Dayton City Council Considers Ordinance To Combat Methamphetamine Use In Rhea County

Tuesday, December 03, 2013 - by Hollie Webb

To combat methamphetamine use in Rhea County, the Dayton City Council is considering an ordinance that would make all medications that contain pseudoephedrine or ephedrine prescription-only. Common medications containing pseudoephedrine include Benadryl, Dayquil, Motrin, Robitussin, and Sudafed, as well as most other over-the-counter cold or flu treatments.

Dayton Police Chief Chris Sneed and the District Attorney of the 12th Judicial District, Mike Taylor, both addressed the City Council, speaking in favor of creating the ordinance.
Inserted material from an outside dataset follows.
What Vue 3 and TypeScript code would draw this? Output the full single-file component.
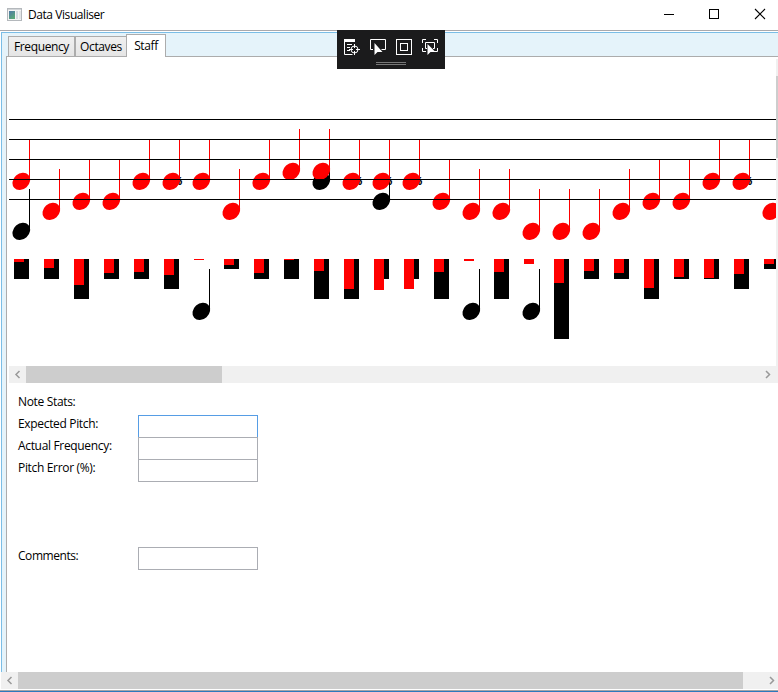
<script setup lang="ts">
import { ref } from 'vue'

interface Beat {
  sung: number
  expected?: number
  sharp?: boolean
  length: number
  held: number
}

const beats: Beat[] = [
  { sung: 181, expected: 231, length: 20, held: 3 },
  { sung: 211, length: 20, held: 9 },
  { sung: 201, length: 40, held: 26 },
  { sung: 201, length: 20, held: 14 },
  { sung: 181, length: 20, held: 13 },
  { sung: 181, sharp: true, length: 30, held: 16 },
  { sung: 181, expected: 311, length: 0, held: 1 },
  { sung: 211, length: 10, held: 6 },
  { sung: 181, length: 20, held: 14 },
  { sung: 171, length: 20, held: 1 },
  { sung: 171, expected: 181, length: 40, held: 12 },
  { sung: 181, sharp: true, length: 40, held: 30 },
  { sung: 181, expected: 201, sharp: true, length: 20, held: 31 },
  { sung: 181, sharp: true, length: 20, held: 30 },
  { sung: 201, length: 40, held: 13 },
  { sung: 211, expected: 311, length: 0, held: 2 },
  { sung: 211, length: 40, held: 13 },
  { sung: 231, expected: 311, length: 0, held: 5 },
  { sung: 231, length: 80, held: 24 },
  { sung: 231, length: 20, held: 12 },
  { sung: 211, length: 20, held: 14 },
  { sung: 201, length: 40, held: 29 },
  { sung: 201, length: 20, held: 18 },
  { sung: 181, length: 20, held: 19 },
  { sung: 181, sharp: true, length: 30, held: 15 },
  { sung: 211, length: 10, held: 5 },
]

const staffLines = [119, 139, 159, 179, 199]
const tabs = ['Frequency', 'Octaves', 'Staff']
const active = ref('Staff')
const stats = ['Expected Pitch:', 'Actual Frequency:', 'Pitch Error (%):']
</script>

<template>
  <div class="window">
    <header class="titlebar">
      <svg class="app-icon" width="16" height="14" viewBox="0 0 16 14">
        <defs>
          <linearGradient id="pane" x1="0" y1="0" x2="0.6" y2="1">
            <stop offset="0" stop-color="#4f78a8" />
            <stop offset="1" stop-color="#59a878" />
          </linearGradient>
        </defs>
        <rect x=".5" y=".5" width="14" height="12" fill="#f4f4f4" stroke="#b4b8bc" />
        <rect x="1" y="1" width="13" height="1" fill="#d2d5d8" />
        <rect x="2" y="3" width="6" height="8" fill="url(#pane)" />
        <rect x="9" y="3" width="2" height="8" fill="#d3dbe0" />
        <rect x="12" y="3" width="2" height="8" fill="#e3e6e8" />
      </svg>
      <span class="title">Data Visualiser</span>
      <svg class="controls" width="110" height="30" viewBox="0 0 110 30" fill="none" stroke="#000">
        <path d="M4 14.500h10" />
        <rect x="49.500" y="9.500" width="9" height="9" />
        <path d="M95 9l10 10M105 9l-10 10" stroke-width="1.1" />
      </svg>
    </header>

    <main class="client">
      <nav class="tabs">
        <button
          v-for="tab in tabs"
          :key="tab"
          :class="['tab', tab.toLowerCase(), { active: active === tab }]"
          @click="active = tab"
        >{{ tab }}</button>
      </nav>

      <section class="page">
        <div class="score-row">
          <svg class="score" width="767" height="309" viewBox="9 57 767 309">
            <g v-for="(b, i) in beats" :key="i" :transform="`translate(${30 * i} 0)`">
              <text v-if="b.sharp" class="sharp" x="23" y="185">%</text>
              <g v-if="b.expected" fill="#000">
                <rect x="29" :y="b.expected - 42" width="1" height="42" />
                <ellipse cx="21.3" :cy="b.expected + 0.4" rx="9.6" ry="7.8" :transform="`rotate(-42 21.3 ${b.expected + 0.4})`" />
              </g>
              <g fill="#f00">
                <rect x="29" :y="b.sung - 42" width="1" height="42" />
                <ellipse cx="21.3" :cy="b.sung + 0.4" rx="9.6" ry="7.8" :transform="`rotate(-42 21.3 ${b.sung + 0.4})`" />
              </g>
              <rect x="14" y="259" width="15" :height="b.length" />
              <rect x="14" y="259" width="10" :height="b.held" fill="#f00" />
            </g>
            <rect v-for="y in staffLines" :key="y" x="9" :y="y" width="767" height="1" />
          </svg>
          <div class="vbar"><div class="vthumb"></div></div>
        </div>

        <div class="hbar inner">
          <svg class="arrow" width="17" height="17" viewBox="0 0 17 17"><path d="M10.500 5L7 8.500l3.500 3.500" /></svg>
          <div class="thumb"></div>
          <svg class="arrow end" width="17" height="17" viewBox="0 0 17 17"><path d="M6 5l3.500 3.500L6 12" /></svg>
        </div>

        <form class="stats" @submit.prevent>
          <div class="field"><span class="name">Note Stats:</span></div>
          <label v-for="(s, i) in stats" :key="s" class="field">
            <span class="name">{{ s }}</span>
            <input :class="{ focused: i === 0 }" type="text" />
          </label>
          <label class="field comments">
            <span class="name">Comments:</span>
            <input type="text" />
          </label>
        </form>
      </section>
    </main>

    <div class="hbar outer">
      <svg class="arrow" width="17" height="17" viewBox="0 0 17 17"><path d="M10.500 5L7 8.500l3.500 3.500" /></svg>
      <div class="thumb"></div>
      <svg class="arrow end" width="17" height="17" viewBox="0 0 17 17"><path d="M6 5l3.500 3.500L6 12" /></svg>
    </div>
    <div class="edge"></div>

    <div class="debug-bar">
      <svg width="108" height="39" viewBox="0 0 108 39" fill="none" stroke="#fff">
        <rect x="7" y="9" width="11" height="3" fill="#fff" stroke="none" />
        <path d="M7.500 11v13.500h8M10 14.500h5M10 17.500h3M10 20.500h3" />
        <circle cx="17.500" cy="19.500" r="3.500" />
        <path d="M17.500 14v4M17.500 21v4M12 19.500h4M19 19.500h4" />
        <path d="M36 19.500h-2.500v-10h15v10h-4" />
        <path d="M37.500 13v12l3-3h5z" fill="#fff" stroke="none" />
        <rect x="59.500" y="9.500" width="15" height="15" />
        <rect x="63.500" y="13.500" width="7" height="7" />
        <path d="M85.500 13V9.500H89M97 9.500h3.500V13M100.500 18v3.500H97M89 21.500h-3.500V18" />
        <path d="M90 18.500h-1.500v-6h9v6H96" />
        <path d="M90.500 14v11l3-3h5z" fill="#fff" stroke="none" />
        <path d="M39 32.500h30M39 34.500h30" stroke="#777" />
      </svg>
    </div>
  </div>
</template>

<style>
html,
body {
  overflow: hidden;
  background: #fff;
}
</style>

<style scoped>
.window {
  position: relative;
  display: flex;
  flex-direction: column;
  width: 778px;
  height: 692px;
  box-sizing: border-box;
  overflow: hidden;
  background: #fff;
  color: #000;
  font: 12px/16px "Open Sans", "Noto Sans", sans-serif;
  letter-spacing: -0.38px;
}
.titlebar {
  display: flex;
  align-items: center;
  height: 31px;
  box-sizing: border-box;
  padding-left: 7px;
  border-bottom: 1px solid #a9a9ad;
}
.app-icon {
  margin-top: -1px;
}
.title {
  margin-left: 5px;
  flex: 1;
  letter-spacing: -0.43px;
}
.controls {
  flex: none;
  margin-right: 8px;
}
.client {
  display: flex;
  flex-direction: column;
  height: 640px;
  margin: 1px 0 0 1px;
  box-sizing: border-box;
  border-top: 1px solid #7abde6;
  border-left: 1px solid #7abde6;
  background: #e5f3fa;
  padding-left: 4px;
}
.tabs {
  display: flex;
  align-items: flex-end;
  height: 23px;
  padding-left: 2px;
}
.tab {
  height: 20px;
  box-sizing: border-box;
  margin: 0;
  padding: 0;
  border: 1px solid #acacac;
  border-bottom: 0;
  background: linear-gradient(#f0f0f0, #e5e5e5);
  color: #000;
  font: inherit;
  letter-spacing: inherit;
  text-align: center;
}
.frequency {
  width: 67px;
}
.octaves {
  width: 51px;
  border-right: 0;
}
.staff {
  width: 40px;
}
.tab.active {
  position: relative;
  height: 23px;
  margin-bottom: -1px;
  padding-bottom: 1px;
  background: #fff;
}
.page {
  flex: 1;
  display: flex;
  flex-direction: column;
  border-top: 1px solid #acacac;
  border-left: 1px solid #acacac;
  background: #fff;
  padding-left: 2px;
}
.score-row {
  display: flex;
  height: 309px;
}
.score {
  flex: none;
}
.sharp {
  font: italic bold 11px "Open Sans", "Noto Sans", sans-serif;
  letter-spacing: 0;
}
.vbar {
  width: 2px;
  margin-top: 2px;
  padding-top: 17px;
  box-sizing: border-box;
  background: #f0f0f0;
}
.vthumb {
  height: 82px;
  background: #cdcdcd;
}
.hbar {
  display: flex;
  flex: none;
  height: 17px;
  background: #f0f0f0;
}
.inner .thumb {
  width: 196px;
}
.outer {
  margin-left: 1px;
}
.outer .thumb {
  width: 725px;
}
.thumb {
  background: #cdcdcd;
}
.arrow {
  flex: none;
  fill: none;
  stroke: #999;
  stroke-width: 1.5;
}
.arrow.end {
  margin-left: auto;
}
.inner .end {
  margin-right: 1px;
}
.outer .end {
  margin-right: -3px;
}
.stats {
  display: flex;
  flex-direction: column;
  padding: 10px 0 0 9px;
  letter-spacing: -0.33px;
}
.field {
  display: flex;
  height: 22px;
}
.name {
  width: 120px;
  padding-top: 1px;
}
.field input {
  width: 120px;
  height: 23px;
  box-sizing: border-box;
  border: 1px solid #abadb3;
  border-radius: 0;
  outline: 0;
  background: #fff;
  padding: 0 2px;
  font: inherit;
}
.field input.focused {
  border-color: #569de5;
}
.comments {
  margin-top: 66px;
}
.comments .name {
  letter-spacing: -0.45px;
}
.edge {
  height: 3px;
  box-sizing: border-box;
  border-top: 1px solid #fff;
  background: linear-gradient(#a4a4a8 50%, #2b79bd 50%);
}
.debug-bar {
  position: absolute;
  left: 337px;
  top: 30px;
  width: 108px;
  height: 39px;
  background: #1b1b1c;
}
.debug-bar svg {
  display: block;
}
</style>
District Attorney Taylor said that dealing with meth is an “incredible” cost to the state, mentioning medical costs and the expense of caring for children taken into state custody. He said that in Rhea County alone, 23 meth labs have been found.

He also said that meth was the cause of a lot of local robberies. He said, “Methamphetamine is an engine and it drives all kinds of other crime.” He claimed that locally produced meth is 90 percent pure, while the meth that comes from labs in Mexico is only around 50 percent pure. Because of this, he said there is a higher demand for meth produced in the area.

As part of Tennessee’s Methamphetamine Task Force, District Attorney Taylor helped push for the current legislation regarding the sale of pseudoephedrine and ephedrine. Since 2005, anyone purchasing medications containing these substances must show an ID and can only purchase a certain amount per month. Legislation to make pseudoephedrine-containing medication prescription-only statewide has been introduced, but it did not pass.

However, District Attorney Taylor said, “The meth cooks aren’t stupid.” He said they got around these laws through a process he called “smurfing.” According to him, “smurfing” is when a small group of people go to purchase the needed supplies so that no one person is purchasing over the legal amount.

Because of this, he believes that stricter legislation is needed. According to District Attorney Taylor, if the ordinance passes, pharmacists could still provide customers they knew with their medications without a prescription from a doctor. He did not explain exactly how this would be regulated.

Ordinances like this have already been passed in several counties, including Franklin, Weakley, Grundy and Giles. He said that because of this, meth production has dropped in these areas.

Instead of voting on an ordinance, the City Council decided the issue needed to be discussed with the public first.